During his deployment, Cohen received four Silver Stars, three Bronze Stars, three Purple Hearts, and the Legion of Merit. He received the French Croix de Guerre and decorations from the governments of Czechoslovakia, United Kingdom, Luxembourg, and Poland. He was nominated for the Distinguished Service Cross for "extraordinary heroism" during the attack on Brecht, but the nomination languished for decades for reasons unknown. In 1996, following a campaign by historian Lewis Sorley, Cohen finally received the Distinguished Service Cross—the second highest decoration in the Army.

== Later life and legacy ==

Cohen mustered out of the Army in 1945 after Nazi Germany's surrender. He returned to civilian life in South Carolina and joined his brothers in the family business, Cohen's Department Stores (prior to World War II, he had helped run the family's textile manufacturing concern). In 1950, he moved to Tifton, Georgia, and married Bettye Pincus. In the mid-1960s, he founded his own outdoor advertising company, Tri-State Systems. In 1989, he sold the business and retired. Bettye died in November 2005, and Harold died in Tifton on August 15, 2006, at age 89. Two children and four grandchildren survived them.

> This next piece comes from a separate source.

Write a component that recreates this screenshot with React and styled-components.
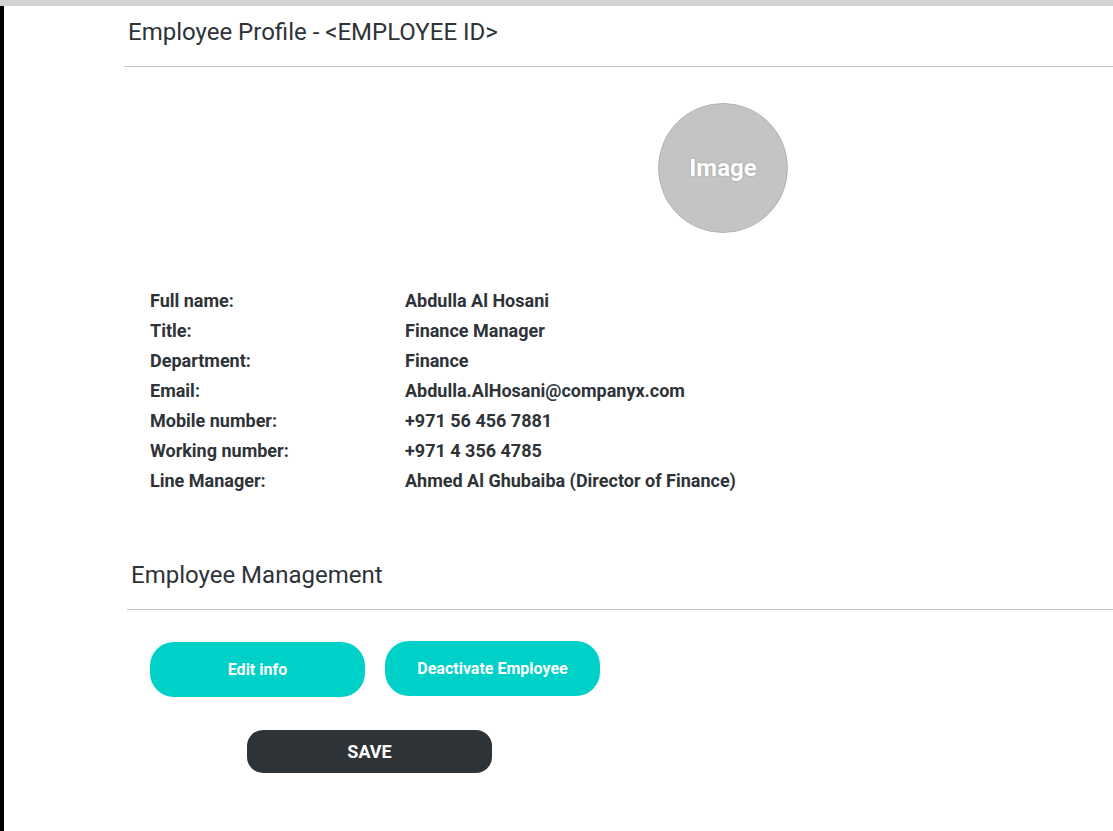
import React from "react";
import styled, { createGlobalStyle } from "styled-components";

const GlobalStyle = createGlobalStyle`
  html, body {
    margin: 0;
    padding: 0;
    background: #ffffff;
    font-family: Roboto, "Liberation Sans", sans-serif;
    color: #2e3338;
  }
`;

const TopBar = styled.div`
  height: 6px;
  background: #d3d3d3;
`;

const Page = styled.div`
  display: flex;
  min-height: 825px;
`;

const Rail = styled.div`
  width: 4px;
  background: #000000;
`;

const Main = styled.main`
  flex: 1;
  display: flex;
  flex-direction: column;
`;

const SectionHeader = styled.div`
  margin-left: ${(p) => p.indent}px;
  padding: ${(p) => p.top}px 0 ${(p) => p.bottom}px 4px;
  border-bottom: 1px solid #c4c4c4;
  font-size: 24px;
  line-height: 26px;
  font-weight: 400;
  color: #2e3338;
`;

const AvatarRow = styled.div`
  display: flex;
  padding: 36px 0 0 654px;
`;

const Avatar = styled.div`
  width: 128px;
  height: 128px;
  border-radius: 50%;
  background: #c4c4c4;
  border: 1px solid #b3b3b3;
  display: flex;
  align-items: center;
  justify-content: center;
  color: #ffffff;
  font-size: 24px;
  font-weight: 700;
  text-shadow: 0 0 2px rgba(0, 0, 0, 0.25);
`;

const Details = styled.dl`
  display: grid;
  grid-template-columns: 255px auto;
  grid-auto-rows: 30px;
  align-items: center;
  margin: 52px 0 0 146px;
  font-size: 18px;
  font-weight: 700;
  color: #2e3338;
`;

const Label = styled.dt`
  margin: 0;
`;

const Value = styled.dd`
  margin: 0;
`;

const ButtonRow = styled.div`
  display: flex;
  align-items: flex-start;
  gap: 20px;
  margin: 32px 0 0 146px;
`;

const ActionButton = styled.button`
  width: 215px;
  height: 55px;
  margin-top: ${(p) => (p.raised ? -1 : 0)}px;
  border: none;
  border-radius: 24px;
  background: #00d1c8;
  color: #ffffff;
  font-family: Roboto, "Liberation Sans", sans-serif;
  font-size: 16px;
  font-weight: 700;
  cursor: pointer;
`;

const SaveButton = styled.button`
  align-self: flex-start;
  margin: 33px 0 0 243px;
  width: 245px;
  height: 43px;
  border: none;
  border-radius: 16px;
  background: #2e3338;
  color: #ffffff;
  font-family: Roboto, "Liberation Sans", sans-serif;
  font-size: 18px;
  font-weight: 700;
  cursor: pointer;
`;

const profile = [
  ["Full name:", "Abdulla Al Hosani"],
  ["Title:", "Finance Manager"],
  ["Department:", "Finance"],
  ["Email:", "Abdulla.AlHosani@companyx.com"],
  ["Mobile number:", "+971 56 456 7881"],
  ["Working number:", "+971 4 356 4785"],
  ["Line Manager:", "Ahmed Al Ghubaiba (Director of Finance)"],
];

export default function App() {
  return (
    <>
      <GlobalStyle />
      <TopBar />
      <Page>
        <Rail />
        <Main>
          <SectionHeader indent={120} top={13} bottom={21}>
            Employee Profile - &lt;EMPLOYEE ID&gt;
          </SectionHeader>
          <AvatarRow>
            <Avatar>Image</Avatar>
          </AvatarRow>
          <Details>
            {profile.map(([label, value]) => (
              <React.Fragment key={label}>
                <Label>{label}</Label>
                <Value>{value}</Value>
              </React.Fragment>
            ))}
          </Details>
          <SectionHeader indent={123} top={67} bottom={21}>
            Employee Management
          </SectionHeader>
          <ButtonRow>
            <ActionButton>Edit info</ActionButton>
            <ActionButton raised>Deactivate Employee</ActionButton>
          </ButtonRow>
          <SaveButton>SAVE</SaveButton>
        </Main>
      </Page>
    </>
  );
}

Even though Cohen kept a low profile throughout his civilian life, Tifton named the Harold Cohen Boulevard and the Harold Cohen Highway in his honor. In 2009, the small Belgian town of Chaumont named a road leading through the village to Bastogne the "Rue Du Col. Harold Cohen" in Cohen's honor.

In 2022, the Naming Commission placed Cohen on its shortlist of potential new names for nine Army installations named in honor of the Confederacy.